O diretor, produtor e distribuidor de filmes Roger Corman é um pequeno capitalista que trabalha nos porões de Hollywood.
Há mais de 30 anos, ele mantém uma rede menor de produção e distribuição de filmes que lhe tem garantido não apenas a criação regular mas, até, certa liberdade diante das pressões do mercado de cinema norte-americano.
O sistema-Corman de cinema é uma espécie de microempresa (palavra tão em voga), que atua à margem das grandes indústrias de entretenimento –coisa das mais rentáveis em tempos pós-modernos (Disse em 1993 Jack Valenti, diretor da Motion Picture Association, sobre a produção americana de cinema: "Não temos um concorrente sequer no mundo. Nossa balança comercial registra um lucro de US$ 4 bilhões").
Em dois dias, apenas dois, Corman fez "A Pequena Loja dos Horrores" (1960), que está sendo lançado agora em vídeo no Brasil.
É um de seus piores filmes (e, por isso, um dos mais cultuados) e poderia figurar em qualquer antologia de humor negro no cinema.
Seria com certeza adorado pelos parceiros de Breton e Bu¤uel: sadismo, idiotia, assassínio gratuito –toda uma série de perversões entram na alquimia única do diretor nesta comédia delirante sobre um florista que alimenta com seres humanos sua planta carnívora.
Diante deste filme, o cinéfilo, comumente fetichista, vai logo dizendo: "É um gênio, só dois dias, é um louco..."
O espectador menos fantasista, contudo, perguntará: por que dois e não três ou quatro dias? Porque Corman não podia estancar seu sistema de produção, dotado de menos recursos e, portanto, de menos tempo. Ele tinha dois dias como um produtor de batatas teria também dois para colher sua safra.

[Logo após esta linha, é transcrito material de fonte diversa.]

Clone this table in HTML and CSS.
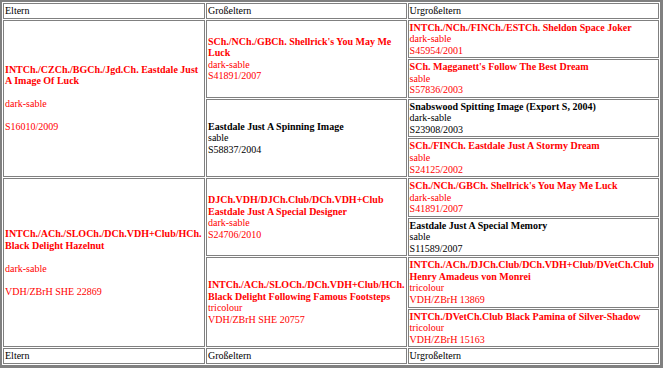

Bobagem mitificar: Corman é uma típica contrafação do sistema hollywoodiano. Seu modelo de produzir filmes é uma imitação anã do grande processo industrial.
Ao "fazer menor", e mais rápido, no entanto, Corman acabou inventando uma estética, irregular e bruta, que tem sido parasitada por muita gente boa do cinemão.
Esta estética, que está longe de ser "naif", adquiriu ultimamente um status de exemplaridade para toda uma geração. Virou objeto de culto, mas no que tem de menos importante e mais fácil: sua extravagância, seu aspecto grand-guignolesco, monstruoso e cínico.
Os cinéfilos do "trash" (lixo, dejeto), mergulhados na fase anal, deixam de lado o que há de mais complexo em Corman: seu esforço para formalizar um outro modelo de cinema, onde a escassez de recursos não proíbe o filme, mas fertiliza a invenção e leva a uma política de atuação dentro do sistema oligopolista. Lição muito útil, aliás, ao cinema brasileiro.
Os cinéfilos do "trash", cínicos da cultura tradicional, deixam para lá o verdadeiro enfrentamento criador de Corman: com o próprio excedente do imaginário cinematográfico massivo.
O monstruoso, a deformidade, o excessivo em Corman não são simples diletantismo. São fruto de uma reflexão sistemática feita nos limites da cultura de massa, com sua voracidade econômica e seu permanente esforço de idiotização. É através deste cinema-problema que Corman deixa de ser um simples "cult" para se tornar membro da ancestral ordem dos artistas-inventores.